Connection is a huge theme in Buddhism. It's elaborated philosophically in the doctrine of pratītyasamutpāda. The slogan is "This being that is." Indeed in the Mahayana formulation, there aren't even entities--just connections. As you know, category theory is all about arrows--different flavors of arrows connected in various ways. Paralleling Mahayana, it's even theoretically possible to do away with the objects themselves. So, in a sense, both Buddhist philosophy and category theory seem to say "it's arrows all the way down." https://mail.google.com/mail/e/330  
Moving on to a different theme, in the way I like to formulate impermanence, binary contrast is very important--different ways in which self-cancelling polarities can mold experience. In my system, this is formulated in terms of expansion-contraction (check out more about this herehere, and p. 56 on here...). One important class of categories are "pointed categories" or "categories with a zero object". The arrows in these categories all start from zero and return to zero--which sounds an awful lot like  how I experience consciousness working). I talk a bit about the history of zero in my article Algorithm and Emptiness--here's the link. I also talk about related issues on pp. 151-159 and pp. 173-183 in my Five Ways manual. 

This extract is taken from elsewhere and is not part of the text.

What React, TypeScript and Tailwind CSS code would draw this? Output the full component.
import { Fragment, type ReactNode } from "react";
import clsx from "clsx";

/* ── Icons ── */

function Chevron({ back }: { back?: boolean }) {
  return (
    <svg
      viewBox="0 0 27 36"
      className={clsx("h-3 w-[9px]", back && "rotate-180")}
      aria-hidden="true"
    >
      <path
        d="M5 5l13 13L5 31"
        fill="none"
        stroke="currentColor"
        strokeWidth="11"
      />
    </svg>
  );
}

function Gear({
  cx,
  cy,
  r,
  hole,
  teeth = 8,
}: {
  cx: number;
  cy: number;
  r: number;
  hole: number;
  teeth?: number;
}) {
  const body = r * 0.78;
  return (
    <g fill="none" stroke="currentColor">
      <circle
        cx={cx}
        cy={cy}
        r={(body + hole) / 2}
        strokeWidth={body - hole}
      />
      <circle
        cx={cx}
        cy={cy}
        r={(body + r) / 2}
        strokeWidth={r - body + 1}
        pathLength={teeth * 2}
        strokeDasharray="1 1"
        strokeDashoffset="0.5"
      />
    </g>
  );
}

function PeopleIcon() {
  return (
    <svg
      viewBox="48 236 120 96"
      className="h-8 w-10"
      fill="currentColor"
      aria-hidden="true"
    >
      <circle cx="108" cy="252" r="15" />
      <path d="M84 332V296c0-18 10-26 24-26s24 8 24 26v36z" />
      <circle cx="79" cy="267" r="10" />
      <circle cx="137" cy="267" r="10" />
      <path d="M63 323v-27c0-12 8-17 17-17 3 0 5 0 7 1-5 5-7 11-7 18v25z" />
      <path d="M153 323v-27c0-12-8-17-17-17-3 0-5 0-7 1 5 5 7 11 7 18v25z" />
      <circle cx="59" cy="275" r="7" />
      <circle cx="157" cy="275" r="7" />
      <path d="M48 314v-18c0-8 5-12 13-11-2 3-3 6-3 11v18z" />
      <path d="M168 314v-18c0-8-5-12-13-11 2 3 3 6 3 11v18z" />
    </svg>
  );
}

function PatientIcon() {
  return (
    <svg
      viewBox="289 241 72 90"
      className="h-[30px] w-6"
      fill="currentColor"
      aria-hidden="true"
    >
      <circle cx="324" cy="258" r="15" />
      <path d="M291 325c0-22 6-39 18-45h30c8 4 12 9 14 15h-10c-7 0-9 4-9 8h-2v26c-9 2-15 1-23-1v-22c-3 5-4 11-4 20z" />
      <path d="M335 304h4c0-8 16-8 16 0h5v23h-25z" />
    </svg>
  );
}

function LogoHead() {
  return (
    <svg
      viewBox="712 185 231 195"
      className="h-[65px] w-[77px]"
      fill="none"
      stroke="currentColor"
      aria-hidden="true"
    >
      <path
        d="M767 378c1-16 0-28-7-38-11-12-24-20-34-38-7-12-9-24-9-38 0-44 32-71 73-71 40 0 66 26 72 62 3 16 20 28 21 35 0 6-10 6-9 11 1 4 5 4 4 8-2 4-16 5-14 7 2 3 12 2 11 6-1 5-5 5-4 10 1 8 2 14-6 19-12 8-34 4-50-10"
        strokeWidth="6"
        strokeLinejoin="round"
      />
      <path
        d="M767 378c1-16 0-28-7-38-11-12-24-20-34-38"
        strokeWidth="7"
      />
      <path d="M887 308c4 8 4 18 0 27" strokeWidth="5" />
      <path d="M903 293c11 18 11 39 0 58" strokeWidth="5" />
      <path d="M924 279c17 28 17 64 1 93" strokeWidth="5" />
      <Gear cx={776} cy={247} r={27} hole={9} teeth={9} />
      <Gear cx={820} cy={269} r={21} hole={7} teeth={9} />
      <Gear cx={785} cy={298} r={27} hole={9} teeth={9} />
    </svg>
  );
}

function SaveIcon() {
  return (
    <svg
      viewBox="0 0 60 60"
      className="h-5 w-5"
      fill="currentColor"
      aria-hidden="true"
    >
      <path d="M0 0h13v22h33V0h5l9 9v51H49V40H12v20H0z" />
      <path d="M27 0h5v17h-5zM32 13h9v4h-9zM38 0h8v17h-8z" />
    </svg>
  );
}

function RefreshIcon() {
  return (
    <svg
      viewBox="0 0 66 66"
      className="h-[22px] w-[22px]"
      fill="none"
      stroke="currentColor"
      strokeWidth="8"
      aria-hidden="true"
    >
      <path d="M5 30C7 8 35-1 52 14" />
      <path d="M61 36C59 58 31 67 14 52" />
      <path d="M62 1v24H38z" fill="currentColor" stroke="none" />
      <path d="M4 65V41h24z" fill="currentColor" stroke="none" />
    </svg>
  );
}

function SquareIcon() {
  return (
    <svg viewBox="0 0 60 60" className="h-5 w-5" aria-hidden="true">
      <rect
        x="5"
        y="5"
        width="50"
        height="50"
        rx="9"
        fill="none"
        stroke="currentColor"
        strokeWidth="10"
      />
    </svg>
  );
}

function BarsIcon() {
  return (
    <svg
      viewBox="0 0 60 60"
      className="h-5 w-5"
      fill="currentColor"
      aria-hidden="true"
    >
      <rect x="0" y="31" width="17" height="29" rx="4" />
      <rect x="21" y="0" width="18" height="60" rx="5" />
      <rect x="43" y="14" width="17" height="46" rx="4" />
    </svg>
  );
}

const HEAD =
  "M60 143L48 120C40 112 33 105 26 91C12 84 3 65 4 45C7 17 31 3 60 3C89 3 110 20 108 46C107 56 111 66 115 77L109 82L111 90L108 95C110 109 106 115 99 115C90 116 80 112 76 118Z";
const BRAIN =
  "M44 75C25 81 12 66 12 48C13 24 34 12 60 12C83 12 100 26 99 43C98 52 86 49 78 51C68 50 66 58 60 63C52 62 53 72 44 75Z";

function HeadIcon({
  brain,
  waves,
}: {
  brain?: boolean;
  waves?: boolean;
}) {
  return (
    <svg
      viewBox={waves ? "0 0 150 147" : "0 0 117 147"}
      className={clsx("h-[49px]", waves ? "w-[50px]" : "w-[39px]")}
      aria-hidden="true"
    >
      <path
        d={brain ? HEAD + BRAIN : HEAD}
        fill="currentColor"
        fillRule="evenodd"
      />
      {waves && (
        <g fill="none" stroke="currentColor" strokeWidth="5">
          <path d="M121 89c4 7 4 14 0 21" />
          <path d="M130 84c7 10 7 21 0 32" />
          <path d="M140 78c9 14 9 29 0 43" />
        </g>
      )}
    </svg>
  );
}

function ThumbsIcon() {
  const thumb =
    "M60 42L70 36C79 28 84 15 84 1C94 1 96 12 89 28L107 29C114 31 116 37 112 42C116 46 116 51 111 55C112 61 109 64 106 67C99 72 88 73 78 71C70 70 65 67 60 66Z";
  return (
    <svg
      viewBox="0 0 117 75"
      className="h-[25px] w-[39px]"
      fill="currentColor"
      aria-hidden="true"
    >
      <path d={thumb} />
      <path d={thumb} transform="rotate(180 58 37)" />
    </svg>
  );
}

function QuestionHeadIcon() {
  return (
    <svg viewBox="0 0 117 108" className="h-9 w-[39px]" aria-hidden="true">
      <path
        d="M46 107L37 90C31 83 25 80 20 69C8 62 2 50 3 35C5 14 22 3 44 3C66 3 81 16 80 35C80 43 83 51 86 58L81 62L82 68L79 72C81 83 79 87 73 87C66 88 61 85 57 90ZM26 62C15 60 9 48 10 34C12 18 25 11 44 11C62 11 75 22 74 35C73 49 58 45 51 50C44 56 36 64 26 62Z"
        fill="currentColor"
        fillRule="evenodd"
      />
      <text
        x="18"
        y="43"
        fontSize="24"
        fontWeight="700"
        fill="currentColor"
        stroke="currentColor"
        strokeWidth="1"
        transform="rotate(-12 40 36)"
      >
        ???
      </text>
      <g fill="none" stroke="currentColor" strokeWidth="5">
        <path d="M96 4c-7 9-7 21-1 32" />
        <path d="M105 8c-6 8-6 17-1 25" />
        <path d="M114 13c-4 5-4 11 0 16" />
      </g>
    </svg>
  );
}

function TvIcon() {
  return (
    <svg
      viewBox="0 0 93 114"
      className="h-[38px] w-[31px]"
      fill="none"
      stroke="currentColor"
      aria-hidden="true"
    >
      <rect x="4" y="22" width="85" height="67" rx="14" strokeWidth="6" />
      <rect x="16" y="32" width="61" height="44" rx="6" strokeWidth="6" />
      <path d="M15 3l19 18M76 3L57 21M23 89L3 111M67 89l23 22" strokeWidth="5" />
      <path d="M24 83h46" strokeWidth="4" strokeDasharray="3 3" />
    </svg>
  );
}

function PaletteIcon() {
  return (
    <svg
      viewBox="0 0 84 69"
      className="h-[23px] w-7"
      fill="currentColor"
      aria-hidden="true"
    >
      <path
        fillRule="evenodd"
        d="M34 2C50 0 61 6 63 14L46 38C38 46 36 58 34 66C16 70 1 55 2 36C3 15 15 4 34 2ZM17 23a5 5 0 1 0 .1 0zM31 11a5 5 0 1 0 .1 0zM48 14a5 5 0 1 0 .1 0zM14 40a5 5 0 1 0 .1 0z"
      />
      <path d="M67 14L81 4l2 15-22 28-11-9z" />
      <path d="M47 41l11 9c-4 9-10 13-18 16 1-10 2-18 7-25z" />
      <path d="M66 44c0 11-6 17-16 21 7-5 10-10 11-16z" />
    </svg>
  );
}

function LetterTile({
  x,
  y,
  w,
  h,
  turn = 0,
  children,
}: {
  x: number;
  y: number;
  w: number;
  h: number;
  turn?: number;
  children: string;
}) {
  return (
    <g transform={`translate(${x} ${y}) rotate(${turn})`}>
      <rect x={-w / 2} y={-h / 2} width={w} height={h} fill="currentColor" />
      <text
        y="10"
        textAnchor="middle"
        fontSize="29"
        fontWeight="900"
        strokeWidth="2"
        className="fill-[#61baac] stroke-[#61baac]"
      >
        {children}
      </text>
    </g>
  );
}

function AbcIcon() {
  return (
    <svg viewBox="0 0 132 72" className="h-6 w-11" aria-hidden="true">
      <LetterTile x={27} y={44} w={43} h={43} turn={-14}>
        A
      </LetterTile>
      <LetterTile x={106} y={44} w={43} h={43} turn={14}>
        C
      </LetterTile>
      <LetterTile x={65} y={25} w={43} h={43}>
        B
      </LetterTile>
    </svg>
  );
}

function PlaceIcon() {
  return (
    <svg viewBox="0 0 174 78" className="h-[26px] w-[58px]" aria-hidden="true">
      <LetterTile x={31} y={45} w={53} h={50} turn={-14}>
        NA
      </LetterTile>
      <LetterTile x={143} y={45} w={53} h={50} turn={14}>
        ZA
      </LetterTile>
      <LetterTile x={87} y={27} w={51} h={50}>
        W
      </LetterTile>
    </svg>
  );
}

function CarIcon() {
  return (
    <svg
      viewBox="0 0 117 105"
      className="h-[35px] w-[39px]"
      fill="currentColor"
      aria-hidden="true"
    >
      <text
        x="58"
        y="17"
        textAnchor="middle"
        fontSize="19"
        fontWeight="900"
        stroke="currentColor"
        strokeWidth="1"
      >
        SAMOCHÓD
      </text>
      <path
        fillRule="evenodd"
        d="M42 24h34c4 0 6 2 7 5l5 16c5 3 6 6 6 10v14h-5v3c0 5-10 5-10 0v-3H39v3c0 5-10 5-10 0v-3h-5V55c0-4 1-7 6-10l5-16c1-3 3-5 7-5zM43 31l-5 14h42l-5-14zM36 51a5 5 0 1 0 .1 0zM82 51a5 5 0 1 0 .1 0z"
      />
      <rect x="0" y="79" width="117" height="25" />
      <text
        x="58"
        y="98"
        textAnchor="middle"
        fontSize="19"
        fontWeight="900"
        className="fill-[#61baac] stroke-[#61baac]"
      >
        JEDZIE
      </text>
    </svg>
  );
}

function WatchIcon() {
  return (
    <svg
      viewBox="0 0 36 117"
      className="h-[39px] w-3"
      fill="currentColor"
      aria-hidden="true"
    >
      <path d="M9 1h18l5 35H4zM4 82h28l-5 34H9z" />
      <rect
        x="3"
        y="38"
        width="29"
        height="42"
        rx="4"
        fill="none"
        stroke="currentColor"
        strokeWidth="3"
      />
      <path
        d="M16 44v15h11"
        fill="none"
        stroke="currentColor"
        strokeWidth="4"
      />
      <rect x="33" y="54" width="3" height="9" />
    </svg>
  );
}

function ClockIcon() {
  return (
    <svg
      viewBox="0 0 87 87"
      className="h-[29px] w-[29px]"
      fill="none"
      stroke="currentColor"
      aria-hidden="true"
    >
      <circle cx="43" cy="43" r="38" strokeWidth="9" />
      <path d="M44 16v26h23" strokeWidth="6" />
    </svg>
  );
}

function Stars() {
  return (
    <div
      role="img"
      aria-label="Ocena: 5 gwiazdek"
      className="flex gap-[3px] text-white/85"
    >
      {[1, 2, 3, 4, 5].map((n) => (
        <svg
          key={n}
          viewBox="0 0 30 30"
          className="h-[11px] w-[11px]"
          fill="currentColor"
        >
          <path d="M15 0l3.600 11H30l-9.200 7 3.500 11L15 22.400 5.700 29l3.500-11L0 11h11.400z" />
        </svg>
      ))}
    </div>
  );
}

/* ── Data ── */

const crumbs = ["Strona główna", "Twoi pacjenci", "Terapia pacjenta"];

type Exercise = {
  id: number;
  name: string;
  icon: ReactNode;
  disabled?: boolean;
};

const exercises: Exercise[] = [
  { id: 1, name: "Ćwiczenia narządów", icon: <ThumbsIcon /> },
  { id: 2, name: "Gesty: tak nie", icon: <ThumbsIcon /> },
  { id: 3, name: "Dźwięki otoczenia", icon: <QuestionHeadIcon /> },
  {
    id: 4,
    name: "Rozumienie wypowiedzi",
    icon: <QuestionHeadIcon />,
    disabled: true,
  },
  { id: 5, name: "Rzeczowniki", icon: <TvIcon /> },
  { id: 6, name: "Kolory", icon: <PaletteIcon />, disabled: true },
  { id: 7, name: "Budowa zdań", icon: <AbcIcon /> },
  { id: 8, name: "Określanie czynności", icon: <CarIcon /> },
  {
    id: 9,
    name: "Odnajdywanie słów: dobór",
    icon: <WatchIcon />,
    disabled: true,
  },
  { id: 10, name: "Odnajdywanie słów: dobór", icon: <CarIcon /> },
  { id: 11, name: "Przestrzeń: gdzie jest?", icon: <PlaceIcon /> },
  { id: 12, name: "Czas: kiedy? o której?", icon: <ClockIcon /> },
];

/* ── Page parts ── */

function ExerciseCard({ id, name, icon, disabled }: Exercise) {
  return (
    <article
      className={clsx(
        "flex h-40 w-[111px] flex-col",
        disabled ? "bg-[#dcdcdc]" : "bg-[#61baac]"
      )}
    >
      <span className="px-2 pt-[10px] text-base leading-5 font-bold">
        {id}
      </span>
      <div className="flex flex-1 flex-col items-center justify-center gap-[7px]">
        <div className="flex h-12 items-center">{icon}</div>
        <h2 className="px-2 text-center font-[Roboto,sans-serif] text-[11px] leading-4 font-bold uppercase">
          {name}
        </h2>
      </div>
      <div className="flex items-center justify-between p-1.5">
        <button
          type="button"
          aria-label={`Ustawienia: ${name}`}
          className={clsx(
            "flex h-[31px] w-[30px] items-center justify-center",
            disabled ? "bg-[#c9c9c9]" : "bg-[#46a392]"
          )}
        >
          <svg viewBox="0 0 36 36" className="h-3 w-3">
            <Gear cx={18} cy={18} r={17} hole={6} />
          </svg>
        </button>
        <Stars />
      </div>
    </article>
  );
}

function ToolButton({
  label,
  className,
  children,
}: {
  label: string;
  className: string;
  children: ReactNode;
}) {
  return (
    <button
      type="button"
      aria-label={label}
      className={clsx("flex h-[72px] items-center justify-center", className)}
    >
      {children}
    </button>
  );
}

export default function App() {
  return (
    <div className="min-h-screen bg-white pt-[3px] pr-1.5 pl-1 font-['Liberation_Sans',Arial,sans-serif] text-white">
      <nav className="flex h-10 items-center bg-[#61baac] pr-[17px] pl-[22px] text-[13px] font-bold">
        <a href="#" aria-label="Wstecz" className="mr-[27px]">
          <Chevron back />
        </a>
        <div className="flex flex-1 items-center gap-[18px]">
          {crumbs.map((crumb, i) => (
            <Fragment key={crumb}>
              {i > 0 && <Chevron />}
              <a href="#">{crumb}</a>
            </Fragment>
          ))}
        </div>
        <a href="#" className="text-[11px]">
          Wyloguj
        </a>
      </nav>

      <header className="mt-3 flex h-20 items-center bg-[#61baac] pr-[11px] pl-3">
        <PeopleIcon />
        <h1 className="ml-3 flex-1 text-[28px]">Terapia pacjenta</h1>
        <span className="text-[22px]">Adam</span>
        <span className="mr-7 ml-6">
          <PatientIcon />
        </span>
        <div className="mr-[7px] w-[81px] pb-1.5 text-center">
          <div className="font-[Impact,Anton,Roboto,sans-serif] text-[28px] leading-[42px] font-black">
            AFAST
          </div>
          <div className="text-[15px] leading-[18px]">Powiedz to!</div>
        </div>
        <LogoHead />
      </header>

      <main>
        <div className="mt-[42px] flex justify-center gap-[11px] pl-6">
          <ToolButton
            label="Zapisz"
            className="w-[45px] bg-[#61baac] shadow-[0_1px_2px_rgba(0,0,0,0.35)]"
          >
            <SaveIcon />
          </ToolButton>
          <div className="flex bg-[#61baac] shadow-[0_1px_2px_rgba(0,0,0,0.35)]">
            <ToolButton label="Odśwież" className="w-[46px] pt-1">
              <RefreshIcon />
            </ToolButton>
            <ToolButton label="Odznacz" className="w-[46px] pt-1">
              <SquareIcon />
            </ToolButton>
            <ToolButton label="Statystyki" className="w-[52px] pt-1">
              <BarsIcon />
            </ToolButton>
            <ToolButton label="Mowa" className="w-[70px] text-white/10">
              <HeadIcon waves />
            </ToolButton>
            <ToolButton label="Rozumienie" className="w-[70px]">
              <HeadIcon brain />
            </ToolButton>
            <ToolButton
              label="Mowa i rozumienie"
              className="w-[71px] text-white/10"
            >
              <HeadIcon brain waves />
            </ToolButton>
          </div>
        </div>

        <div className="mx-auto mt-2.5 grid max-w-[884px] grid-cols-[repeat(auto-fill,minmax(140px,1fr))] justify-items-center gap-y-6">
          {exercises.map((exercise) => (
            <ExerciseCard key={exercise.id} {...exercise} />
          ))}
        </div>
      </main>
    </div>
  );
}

So to the extent that category theory generalizes group theory, the theme of mutually cancelling polarities is a major theme, and that maps on to my meditative experience rather nicely. Category theory then goes on to generalize invertibility itself with the notion of adjoint functors. Although the language is just coincidental, I love phrases like "forgetful functor" and "free functor." In contemplative practice, we first forget our specific identity, which then frees us up to assume arbitrary identities. Once again, I'm very aware that the language used here is merely coincidental, but I do find it amusing.  
Moving on, at the most universal level, arrows can always be reversed. There's this incredibly beautiful duality principle that pervades every facet of category theory. Pythagoras, Lao-Tzu, Hegel, and Marx would all be pleased. 

Newcomb responded:
I felt privileged to allow the elegance of your mathematics to enhance the punch of the dharma. Tangibly, they have inspired me to re-examine my understanding of the foundations of math in categorical terms.  I've had to recall my rather checkered history with categories. In graduate school I was good friends with Peter Freyd, whose thesis became the first book about category theory, which up 'til then was treated in the context of algebra or geometry or topology.  It's called Abelian Categories, and I find that it's still in print. I learned to think categorically I recall Peter's excitement and particularly his emphasis that, "We used to think that category theory just did away with the elements.  Now we see that it also does away with the objects." and it's nice to see that insight again.  

To which I responded: 
I'm totally awestruck/starstruck that you were good friends with Peter Freyd.